On peut cultiver un amour désintéressé (cf. 1), un art stoïque du détachement (cf. 2) et un amour de soi serein et bienveillant (cf. 3) dans l’espoir d’atténuer les risques de peine. Il n’empêche que 4) l’amour, même dans la passivité d’un sentiment, reste un engagement dont les heures, l’énergie et les émotions données, sacrifiées, suscitent l’attachement et donc des attentes. Plus nous nous engageons, plus le détachement et le désintérêt semblent difficiles.


5) C’est d’autant plus vrai que le temps et les vécus partagés nous lient et que la proximité augmente les probabilités de souffrir, ne serait-ce que de compassion. Notons que ces points ne considèrent encore que l’amour de l’être aimant vers l’être aimé comme la relation d’une mère à son enfant. 6) Or l’amour est le plus souvent ancré dans une relation, une dynamique où l’autre peut aisément nous blesser et 7) où nous sommes d’ailleurs le plus vulnérable.

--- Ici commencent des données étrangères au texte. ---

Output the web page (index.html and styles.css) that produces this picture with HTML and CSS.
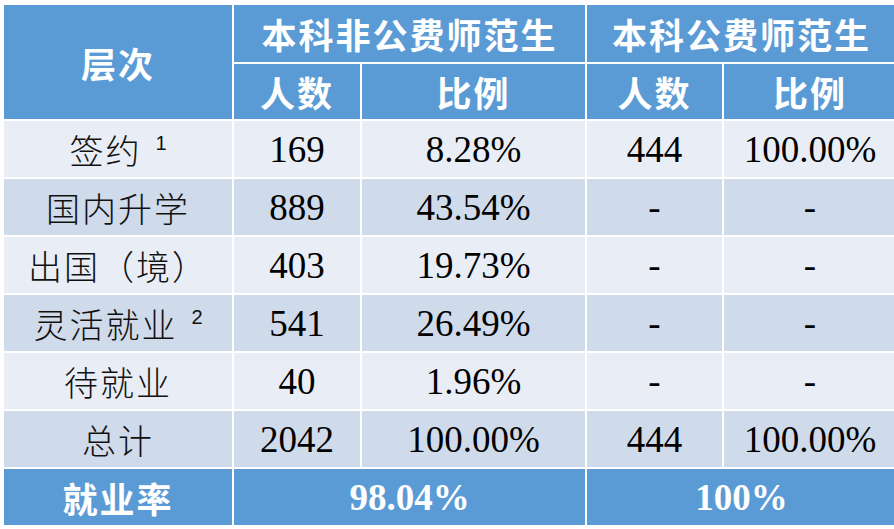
FILE: index.html
```html
<!DOCTYPE html>
<html lang="zh-CN">
<head>
<meta charset="utf-8">
<title>就业率</title>
<link rel="stylesheet" href="styles.css">
</head>
<body>
<div class="table">
  <div class="cell head span-r2">层次</div>
  <div class="cell head span-c2">本科非公费师范生</div>
  <div class="cell head span-c2">本科公费师范生</div>
  <div class="cell head">人数</div>
  <div class="cell head">比例</div>
  <div class="cell head">人数</div>
  <div class="cell head">比例</div>

  <div class="cell light cn">签约<sup>1</sup></div>
  <div class="cell light num">169</div>
  <div class="cell light num">8.28%</div>
  <div class="cell light num">444</div>
  <div class="cell light num">100.00%</div>

  <div class="cell dark cn">国内升学</div>
  <div class="cell dark num">889</div>
  <div class="cell dark num">43.54%</div>
  <div class="cell dark num">-</div>
  <div class="cell dark num">-</div>

  <div class="cell light cn">出国（境）</div>
  <div class="cell light num">403</div>
  <div class="cell light num">19.73%</div>
  <div class="cell light num">-</div>
  <div class="cell light num">-</div>

  <div class="cell dark cn">灵活就业<sup>2</sup></div>
  <div class="cell dark num">541</div>
  <div class="cell dark num">26.49%</div>
  <div class="cell dark num">-</div>
  <div class="cell dark num">-</div>

  <div class="cell light cn">待就业</div>
  <div class="cell light num">40</div>
  <div class="cell light num">1.96%</div>
  <div class="cell light num">-</div>
  <div class="cell light num">-</div>

  <div class="cell dark cn">总计</div>
  <div class="cell dark num">2042</div>
  <div class="cell dark num">100.00%</div>
  <div class="cell dark num">444</div>
  <div class="cell dark num">100.00%</div>

  <div class="cell head">就业率</div>
  <div class="cell head foot-num span-c2">98.04%</div>
  <div class="cell head foot-num span-c2">100%</div>
</div>
</body>
</html>
```
FILE: styles.css
```css
html, body {
  margin: 0;
  padding: 0;
  background: #ffffff;
  overflow: hidden;
}
body {
  padding: 5px 0 0 4px;
  width: 894px;
  height: 529px;
  box-sizing: border-box;
}
.table {
  display: grid;
  grid-template-columns: 228px 126px 223px 135px 172px;
  grid-template-rows: 57px 55px repeat(7, 56px);
  gap: 2px;
  background: #ffffff;
  width: max-content;
}
.cell {
  display: flex;
  align-items: center;
  justify-content: center;
  white-space: nowrap;
}
.span-r2 { grid-row: span 2; }
.span-c2 { grid-column: span 2; }
.head {
  background: #5b9bd5;
  color: #ffffff;
  font-family: "Noto Sans CJK SC", sans-serif;
  font-weight: 700;
  font-size: 35px;
  letter-spacing: 2px;
}
.light { background: #e9edf5; }
.dark { background: #cfdaea; }
.cn {
  font-family: "Noto Sans CJK SC", sans-serif;
  font-size: 34px;
  font-weight: 300;
  letter-spacing: 2px;
  color: #111111;
}
.num {
  font-family: "Liberation Serif", "Times New Roman", serif;
  font-size: 37px;
  color: #000000;
}
.foot-num {
  font-family: "Liberation Serif", "Times New Roman", serif;
  font-size: 37px;
  letter-spacing: 0;
}
sup {
  font-family: "Liberation Sans", Arial, sans-serif;
  font-size: 20px;
  font-weight: 400;
  margin-left: 14px;
  position: relative;
  top: -6px;
  vertical-align: top;
  letter-spacing: 0;
}
```
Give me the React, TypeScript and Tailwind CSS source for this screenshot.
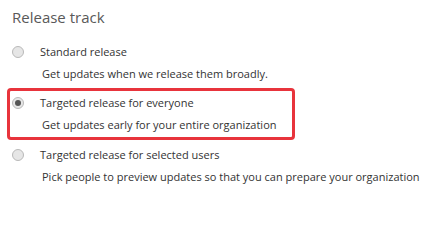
import React from "react";

interface OptionProps {
  readonly label: string;
  readonly description: string;
  readonly checked?: boolean;
}

const Radio: React.FC<{ checked?: boolean }> = ({ checked }) => (
  <span className="flex h-[12px] w-[12px] shrink-0 items-center justify-center rounded-full border border-[#b9b9b9] bg-[#e6e6e6]">
    {checked && <span className="h-[6px] w-[6px] rounded-full bg-[#555]" />}
  </span>
);

const Option: React.FC<OptionProps> = ({ label, description, checked }) => (
  <div className="flex flex-col whitespace-nowrap text-[11px] text-[#333]">
    <div className="flex h-[20px] items-center">
      <span className="w-[29px] pl-[1px]">
        <Radio checked={checked} />
      </span>
      <span>{label}</span>
    </div>
    <div className="flex h-[24px] items-center pl-[31px]">{description}</div>
  </div>
);

export default function App() {
  return (
    <div
      className="h-[203px] w-[432px] overflow-hidden bg-white"
      style={{ fontFamily: '"Segoe UI", "Open Sans", sans-serif' }}
    >
      <h1 className="pl-[12px] pt-[5px] text-[15px] leading-[24px] text-[#595959]">
        Release track
      </h1>
      <div className="flex flex-col pl-[11px] pt-[13px]">
        <Option
          label="Standard release"
          description="Get updates when we release them broadly."
        />
        <div className="-ml-[4px] mt-[2px] w-[288px] rounded-[4px] border-[3px] border-[#e8343c] pl-[1px] pt-[2px]">
          <Option
            checked
            label="Targeted release for everyone"
            description="Get updates early for your entire organization"
          />
        </div>
        <div className="mt-[5px]">
          <Option
            label="Targeted release for selected users"
            description="Pick people to preview updates so that you can prepare your organization"
          />
        </div>
      </div>
    </div>
  );
}
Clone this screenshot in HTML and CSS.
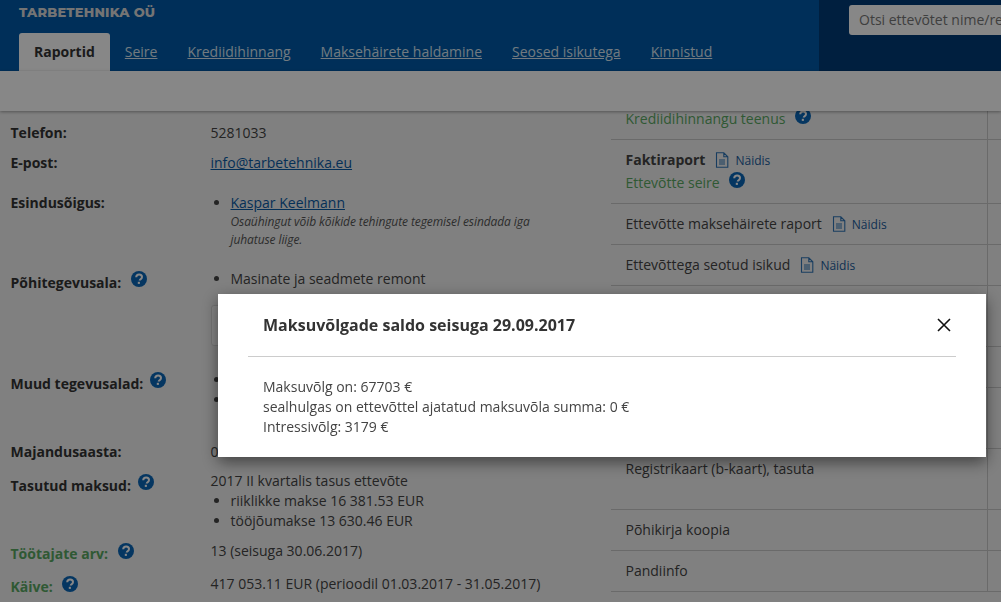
FILE: index.html
```html
<!DOCTYPE html>
<html lang="et">
<head>
<meta charset="utf-8">
<title>Tarbetehnika OÜ</title>
<link rel="stylesheet" href="styles.css">
</head>
<body>
<svg class="defs" width="0" height="0" aria-hidden="true">
  <symbol id="help" viewBox="0 0 16 16">
    <circle cx="8" cy="8" r="8" fill="#0a67b8"/>
    <path d="M5.2 6.2C5.3 4.5 6.5 3.5 8.1 3.5c1.700 0 2.900 1 2.900 2.500 0 1.200-.7 1.800-1.500 2.300-.6.4-.8.7-.8 1.300" fill="none" stroke="#fff" stroke-width="2"/>
    <rect x="6.800" y="10.800" width="2.100" height="2.100" fill="#fff"/>
  </symbol>
  <symbol id="doc" viewBox="0 0 14 16">
    <path d="M1.500 .8h7.300l4 4v10.400H1.500z M8.800 .8v4h4 M4 8h6 M4 10h6 M4 12h6" fill="none" stroke="#2f74b5" stroke-width="1.100"/>
  </symbol>
</svg>

<header class="topbar">
  <div class="brand">
    <div class="company">TARBETEHNIKA OÜ</div>
    <nav class="tabs">
      <a class="tab active">Raportid</a>
      <a class="tab">Seire</a>
      <a class="tab">Krediidihinnang</a>
      <a class="tab">Maksehäirete haldamine</a>
      <a class="tab">Seosed isikutega</a>
      <a class="tab">Kinnistud</a>
    </nav>
  </div>
  <div class="search">
    <div class="search-input">Otsi ettevõtet nime/registrikoodi järgi</div>
  </div>
</header>
<div class="toolbar"></div>

<main class="content">
  <section class="info">
    <div class="row h30"><div class="label">Telefon:</div><div class="value">5281033</div></div>
    <div class="row h40"><div class="label">E-post:</div><div class="value"><a class="link">info@tarbetehnika.eu</a></div></div>
    <div class="row h76">
      <div class="label">Esindusõigus:</div>
      <div class="value">
        <ul class="list"><li><a class="link">Kaspar Keelmann</a><div class="note">Osaühingut võib kõikide tehingute tegemisel esindada iga juhatuse liige.</div></li></ul>
      </div>
    </div>
    <div class="row h101">
      <div class="label low2">Põhitegevusala: <svg class="help wide"><use href="#help"/></svg></div>
      <div class="value">
        <ul class="list"><li>Masinate ja seadmete remont</li></ul>
        <div class="box"></div>
      </div>
    </div>
    <div class="row h72">
      <div class="label low2">Muud tegevusalad: <svg class="help"><use href="#help"/></svg></div>
      <div class="value"><ul class="list"><li>&nbsp;</li><li>&nbsp;</li></ul></div>
    </div>
    <div class="row h29"><div class="label">Majandusaasta:</div><div class="value">0</div></div>
    <div class="row h70">
      <div class="label low3">Tasutud maksud: <svg class="help"><use href="#help"/></svg></div>
      <div class="value">2017 II kvartalis tasus ettevõte
        <ul class="list"><li>riiklikke makse 16 381.53 EUR</li><li>tööjõumakse 13 630.46 EUR</li></ul>
      </div>
    </div>
    <div class="row h33"><div class="label green low2">Töötajate arv: <svg class="help gap"><use href="#help"/></svg></div><div class="value">13 (seisuga 30.06.2017)</div></div>
    <div class="row h30"><div class="label green low2">Käive: <svg class="help gap"><use href="#help"/></svg></div><div class="value">417 053.11 EUR (perioodil 01.03.2017 - 31.05.2017)</div></div>
  </section>

  <section class="reports">
    <div class="report r1"><div class="lifted"><span class="green-text">Krediidihinnangu teenus</span> <svg class="help gap"><use href="#help"/></svg></div></div>
    <div class="report r64"><strong>Faktiraport</strong><svg class="doc"><use href="#doc"/></svg><a class="sample">Näidis</a><div class="sub"><span class="green-text">Ettevõtte seire</span> <svg class="help gap"><use href="#help"/></svg></div></div>
    <div class="report r41">Ettevõtte maksehäirete raport<svg class="doc"><use href="#doc"/></svg><a class="sample">Näidis</a></div>
    <div class="report r41">Ettevõttega seotud isikud<svg class="doc"><use href="#doc"/></svg><a class="sample">Näidis</a></div>
    <div class="report r61"></div>
    <div class="report r41"></div>
    <div class="report r61"></div>
    <div class="report r61">Registrikaart (b-kaart), tasuta</div>
    <div class="report r41">Põhikirja koopia</div>
    <div class="report r41">Pandiinfo</div>
  </section>
</main>

<div class="overlay"></div>
<div class="modal">
  <div class="modal-head">
    <h2 class="modal-title">Maksuvõlgade saldo seisuga 29.09.2017</h2>
    <svg class="close" viewBox="0 0 14 14"><path d="M1 1l12 12M13 1L1 13" stroke="#111" stroke-width="1.600" fill="none"/></svg>
  </div>
  <div class="modal-body">
    Maksuvõlg on: 67703 €<br>
    sealhulgas on ettevõttel ajatatud maksuvõla summa: 0 €<br>
    Intressivõlg: 3179 €
  </div>
</div>
</body>
</html>
```
FILE: styles.css
```css
* { box-sizing: border-box; }
html, body { margin: 0; height: 100%; }
body {
  width: 1001px;
  height: 602px;
  overflow: hidden;
  background: #f2f2f2;
  color: #444;
  font: 14px/20px "Open Sans", sans-serif;
}
.defs { position: absolute; }
.topbar { display: flex; height: 71px; background: #005aa8; }
.brand { width: 819px; padding-left: 19px; }
.company {
  height: 33px;
  padding-top: 2px;
  font: 800 13px/20px Montserrat, "Open Sans", sans-serif;
  letter-spacing: .2px;
  color: #dcdcdc;
}
.tabs { display: flex; gap: 30px; align-items: flex-end; height: 38px; }
.tab { color: #d7e6f2; text-decoration: underline; line-height: 38px; }
.tab.active {
  height: 38px;
  padding: 0 15px;
  margin-right: -15px;
  background: #fff;
  border-radius: 3px 3px 0 0;
  color: #333;
  font-weight: 700;
  text-decoration: none;
}
.search { flex: 1; background: #003c78; padding: 5px 0 0 30px; overflow: hidden; }
.search-input {
  width: 300px;
  height: 30px;
  padding: 0 10px;
  background: #fff;
  border-radius: 3px;
  color: #777;
  font-size: 14px;
  line-height: 30px;
  white-space: nowrap;
  overflow: hidden;
}
.toolbar {
  position: relative;
  z-index: 1;
  height: 40px;
  background: #fff;
  box-shadow: 0 1px 3px rgba(0,0,0,.35);
}
.content { display: flex; height: 491px; overflow: hidden; }
.info { width: 611px; flex: none; padding: 12px 0 0 10.500px; }
.row { display: flex; }
.label { width: 200px; font-weight: 700; color: #333; flex: none; }
.low2 { padding-top: 2px; }
.low3 { padding-top: 3px; }
.value { flex: 1; min-width: 0; }
.h29 { height: 29px; }
.h30 { height: 30px; }
.h33 { height: 33px; }
.h40 { height: 40px; }
.h70 { height: 70px; }
.h72 { height: 72px; }
.h76 { height: 76px; }
.h101 { height: 101px; }
.link { color: #0a5ba5; text-decoration: underline; }
.list { margin: 0; padding: 0 0 0 20px; }
.note { width: 340px; font-size: 12px; font-style: italic; line-height: 18px; color: #555; letter-spacing: -.09px; }
.box { height: 41px; width: 300px; margin-top: 16px; border: 1px solid #ddd; border-radius: 3px; background: #fff; }
.green { color: #5aa863; }
.green-text { color: #5aa863; }
.help { width: 16px; height: 16px; margin-left: 3px; vertical-align: 1px; }
.help.wide { margin-left: 6px; }
.help.gap { margin-left: 6px; vertical-align: 0; }
.reports { position: relative; width: 390px; flex: none; }
.reports::after {
  content: "";
  position: absolute;
  left: 376px;
  top: 0;
  width: 1px;
  height: 480px;
  background: #c8c8c8;
}
.report {
  padding: 0 0 0 14.500px;
  border-bottom: 1px solid #c8c8c8;
  white-space: nowrap;
}
.r1 { height: 29px; display: flow-root; }
.lifted { margin-top: -3px; }
.sub { margin-top: 1px; }
.r64 { height: 64px; padding-top: 10px; }
.r41 { height: 41px; padding-top: 10px; }
.r61 { height: 61px; padding-top: 10px; }
.doc { width: 14px; height: 16px; margin: 0 6px 0 10px; vertical-align: -3px; }
.sample { font-size: 12px; color: #1a5c9c; }
.overlay { position: fixed; z-index: 2; inset: 0; background: rgba(0,0,0,.47); }
.modal {
  position: fixed;
  z-index: 3;
  left: 218px;
  top: 294px;
  width: 768px;
  height: 163px;
  padding: 0 30px;
  background: #fff;
  box-shadow: 0 5px 15px rgba(0,0,0,.5);
}
.modal-head {
  display: flex;
  justify-content: space-between;
  align-items: center;
  height: 63px;
  padding: 0 5px 0 15px;
  border-bottom: 1px solid #ccc;
}
.modal-title { margin: 0; font-size: 16px; line-height: 22px; font-weight: 700; color: #333; }
.close { width: 14px; height: 14px; }
.modal-body { padding: 20px 15px 0; color: #444; }
```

Finalement, il nous faut ajouter que 8) la vie est faite de hasards, heureux ou malheureux et que 9) nous sommes des êtres limités, imparfaits et toujours en devenir. Tous ces points considérés, il est clair qu’aimer sans souffrance est une chose rare et éphémère dans les aléas de la vie, de nos erreurs et celles d’autrui. Pour moins souffrir, il nous reste à devenir meilleures là où nous le pouvons (cf. 1-7). Ou restreindre notre amour (cf. 1-7), à son détriment.


Il est donc pratiquement impossible d’aimer sans souffrir. Et c’est probablement très bien comme ça. Car ce qui compte ce n’est pas de ne jamais souffrir, c’est que nous faisons de cette souffrance quand elle survient. Dans la souffrance, lorsque celle-ci n’est pas fatale, nous pouvons chercher à grandir, pour nous et autrui. Et quand elle l’est, fatale, nous devons apprendre à nous résigner. Pour aimer encore, ou à nouveau.